<<<<

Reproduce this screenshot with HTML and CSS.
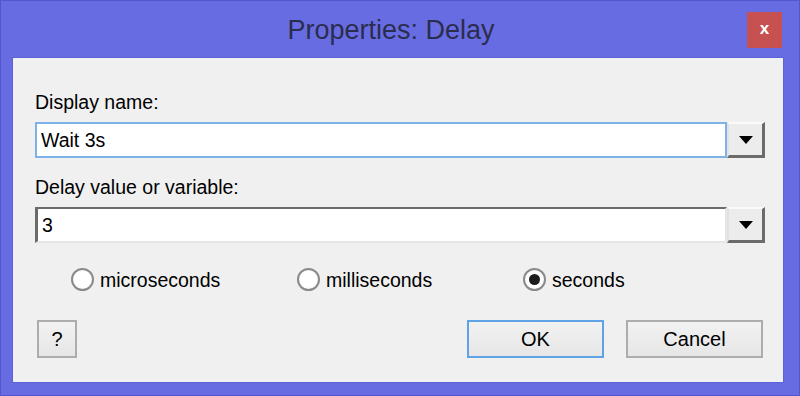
FILE: index.html
```html
<!DOCTYPE html>
<html lang="en">
<head>
    <meta charset="UTF-8">
    <meta name="viewport" content="width=device-width, initial-scale=1.0">
    <title>Properties: Delay</title>
    <link rel="stylesheet" href="styles.css">
</head>
<body>
    <div class="window">
        <div class="titlebar">
            <span></span>
            <span class="title">Properties: Delay</span>
            <button class="close-btn">x</button>
        </div>

        <div class="client">
            <label class="field-label">Display name:</label>
            <div class="combo">
                <div class="combo-input focused">Wait 3s</div>
                <div class="combo-btn"><span class="arrow"></span></div>
            </div>

            <label class="field-label second">Delay value or variable:</label>
            <div class="combo">
                <div class="combo-input sunken">3</div>
                <div class="combo-btn"><span class="arrow"></span></div>
            </div>

            <div class="units">
                <div class="radio"><span class="dot"></span>microseconds</div>
                <div class="radio"><span class="dot"></span>milliseconds</div>
                <div class="radio checked"><span class="dot"></span>seconds</div>
            </div>

            <div class="actions">
                <button class="btn help-btn">?</button>
                <button class="btn ok-btn">OK</button>
                <button class="btn cancel-btn">Cancel</button>
            </div>
        </div>
    </div>
</body>
</html>
```

FILE: styles.css
```css
body {
    margin: 0;
    padding: 0;
    font-family: "Liberation Sans", Arial, sans-serif;
    background: #686ce3;
}

.window {
    width: 800px;
    height: 396px;
    background: #686ce3;
    box-shadow: inset 0 0 0 1px #5357cf;
    overflow: hidden;
}

/* Title bar */
.titlebar {
    display: grid;
    grid-template-columns: 1fr auto 1fr;
    align-items: start;
    height: 58px;
    box-sizing: border-box;
    padding: 12px 18px 0 0;
}

.title {
    margin-top: 3px;
    font-size: 27px;
    line-height: 30px;
    color: #2b2d4e;
}

.close-btn {
    justify-self: end;
    width: 35px;
    height: 36px;
    padding: 0 0 3px;
    border: none;
    background: #c75050;
    color: white;
    font-family: "Liberation Sans", Arial, sans-serif;
    font-size: 17px;
    font-weight: bold;
}

/* Dialog body */
.client {
    height: 324px;
    margin: 0 17px 0 13px;
    box-sizing: border-box;
    padding: 33px 18px 0 22px;
    background: #f0f0f0;
    box-shadow: 0 0 0 1px #5d61d6;
    font-size: 19.5px;
    color: #000;
}

.field-label {
    display: block;
    line-height: 22px;
    margin-bottom: 9px;
}

.field-label.second {
    margin-top: 18px;
}

.combo {
    display: flex;
    height: 36px;
}

.combo-input {
    flex: 1;
    box-sizing: border-box;
    background: white;
    line-height: 32px;
    padding-left: 4px;
}

.combo-input.focused {
    border: 2px solid #7db2e8;
}

.combo-input.sunken {
    border-top: 2px solid #6b6b6b;
    border-left: 3px solid #6b6b6b;
    border-bottom: 2px solid #e6e6e6;
    border-right: 2px solid #e6e6e6;
    padding-left: 4px;
}

.combo-btn {
    width: 38px;
    box-sizing: border-box;
    display: flex;
    align-items: center;
    justify-content: center;
    background: #ececec;
    border-top: 2px solid #fafafa;
    border-left: 2px solid #e2e2e2;
    border-right: 3px solid #6b6b6b;
    border-bottom: 3px solid #6b6b6b;
}

.arrow {
    width: 0;
    height: 0;
    border-left: 7px solid transparent;
    border-right: 7px solid transparent;
    border-top: 8px solid #000;
    margin-top: 1px;
}

/* Unit radios */
.units {
    display: grid;
    grid-template-columns: repeat(3, 226px);
    margin-top: 25px;
    padding-left: 36px;
}

.radio {
    display: flex;
    align-items: center;
    gap: 6px;
    line-height: 22px;
}

.radio .dot {
    width: 23px;
    height: 23px;
    box-sizing: border-box;
    border: 2px solid #8a8a8a;
    border-radius: 50%;
    background: radial-gradient(circle, #ffffff 55%, #e8e8e8 100%);
    display: flex;
    align-items: center;
    justify-content: center;
}

.radio.checked .dot::after {
    content: "";
    width: 11px;
    height: 11px;
    border-radius: 50%;
    background: #1c1c1c;
}

/* Buttons */
.actions {
    display: flex;
    gap: 22px;
    margin-top: 29px;
    padding: 0 2px;
}

.btn {
    height: 38px;
    box-sizing: border-box;
    border: 2px solid #adadad;
    background: linear-gradient(#f2f2f2, #e6e6e6);
    font-family: "Liberation Sans", Arial, sans-serif;
    font-size: 20px;
    color: #000;
    padding: 0;
}

.help-btn {
    width: 40px;
    margin-right: auto;
}

.ok-btn {
    width: 137px;
    border-color: #5fa2e6;
}

.cancel-btn {
    width: 137px;
}
```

>>>>

### Task statement
Make an exact copy of the data, leaving its pictures out.

### Task response
Reproduce this screenshot with HTML and CSS.
FILE: index.html
```html
<!DOCTYPE html>
<html lang="en">
<head>
    <meta charset="UTF-8">
    <meta name="viewport" content="width=device-width, initial-scale=1.0">
    <title>Properties: Delay</title>
    <link rel="stylesheet" href="styles.css">
</head>
<body>
    <div class="window">
        <div class="titlebar">
            <span></span>
            <span class="title">Properties: Delay</span>
            <button class="close-btn">x</button>
        </div>

        <div class="client">
            <label class="field-label">Display name:</label>
            <div class="combo">
                <div class="combo-input focused">Wait 3s</div>
                <div class="combo-btn"><span class="arrow"></span></div>
            </div>

            <label class="field-label second">Delay value or variable:</label>
            <div class="combo">
                <div class="combo-input sunken">3</div>
                <div class="combo-btn"><span class="arrow"></span></div>
            </div>

            <div class="units">
                <div class="radio"><span class="dot"></span>microseconds</div>
                <div class="radio"><span class="dot"></span>milliseconds</div>
                <div class="radio checked"><span class="dot"></span>seconds</div>
            </div>

            <div class="actions">
                <button class="btn help-btn">?</button>
                <button class="btn ok-btn">OK</button>
                <button class="btn cancel-btn">Cancel</button>
            </div>
        </div>
    </div>
</body>
</html>
```

FILE: styles.css
```css
body {
    margin: 0;
    padding: 0;
    font-family: "Liberation Sans", Arial, sans-serif;
    background: #686ce3;
}

.window {
    width: 800px;
    height: 396px;
    background: #686ce3;
    box-shadow: inset 0 0 0 1px #5357cf;
    overflow: hidden;
}

/* Title bar */
.titlebar {
    display: grid;
    grid-template-columns: 1fr auto 1fr;
    align-items: start;
    height: 58px;
    box-sizing: border-box;
    padding: 12px 18px 0 0;
}

.title {
    margin-top: 3px;
    font-size: 27px;
    line-height: 30px;
    color: #2b2d4e;
}

.close-btn {
    justify-self: end;
    width: 35px;
    height: 36px;
    padding: 0 0 3px;
    border: none;
    background: #c75050;
    color: white;
    font-family: "Liberation Sans", Arial, sans-serif;
    font-size: 17px;
    font-weight: bold;
}

/* Dialog body */
.client {
    height: 324px;
    margin: 0 17px 0 13px;
    box-sizing: border-box;
    padding: 33px 18px 0 22px;
    background: #f0f0f0;
    box-shadow: 0 0 0 1px #5d61d6;
    font-size: 19.5px;
    color: #000;
}

.field-label {
    display: block;
    line-height: 22px;
    margin-bottom: 9px;
}

.field-label.second {
    margin-top: 18px;
}

.combo {
    display: flex;
    height: 36px;
}

.combo-input {
    flex: 1;
    box-sizing: border-box;
    background: white;
    line-height: 32px;
    padding-left: 4px;
}

.combo-input.focused {
    border: 2px solid #7db2e8;
}

.combo-input.sunken {
    border-top: 2px solid #6b6b6b;
    border-left: 3px solid #6b6b6b;
    border-bottom: 2px solid #e6e6e6;
    border-right: 2px solid #e6e6e6;
    padding-left: 4px;
}

.combo-btn {
    width: 38px;
    box-sizing: border-box;
    display: flex;
    align-items: center;
    justify-content: center;
    background: #ececec;
    border-top: 2px solid #fafafa;
    border-left: 2px solid #e2e2e2;
    border-right: 3px solid #6b6b6b;
    border-bottom: 3px solid #6b6b6b;
}

.arrow {
    width: 0;
    height: 0;
    border-left: 7px solid transparent;
    border-right: 7px solid transparent;
    border-top: 8px solid #000;
    margin-top: 1px;
}

/* Unit radios */
.units {
    display: grid;
    grid-template-columns: repeat(3, 226px);
    margin-top: 25px;
    padding-left: 36px;
}

.radio {
    display: flex;
    align-items: center;
    gap: 6px;
    line-height: 22px;
}

.radio .dot {
    width: 23px;
    height: 23px;
    box-sizing: border-box;
    border: 2px solid #8a8a8a;
    border-radius: 50%;
    background: radial-gradient(circle, #ffffff 55%, #e8e8e8 100%);
    display: flex;
    align-items: center;
    justify-content: center;
}

.radio.checked .dot::after {
    content: "";
    width: 11px;
    height: 11px;
    border-radius: 50%;
    background: #1c1c1c;
}

/* Buttons */
.actions {
    display: flex;
    gap: 22px;
    margin-top: 29px;
    padding: 0 2px;
}

.btn {
    height: 38px;
    box-sizing: border-box;
    border: 2px solid #adadad;
    background: linear-gradient(#f2f2f2, #e6e6e6);
    font-family: "Liberation Sans", Arial, sans-serif;
    font-size: 20px;
    color: #000;
    padding: 0;
}

.help-btn {
    width: 40px;
    margin-right: auto;
}

.ok-btn {
    width: 137px;
    border-color: #5fa2e6;
}

.cancel-btn {
    width: 137px;
}
```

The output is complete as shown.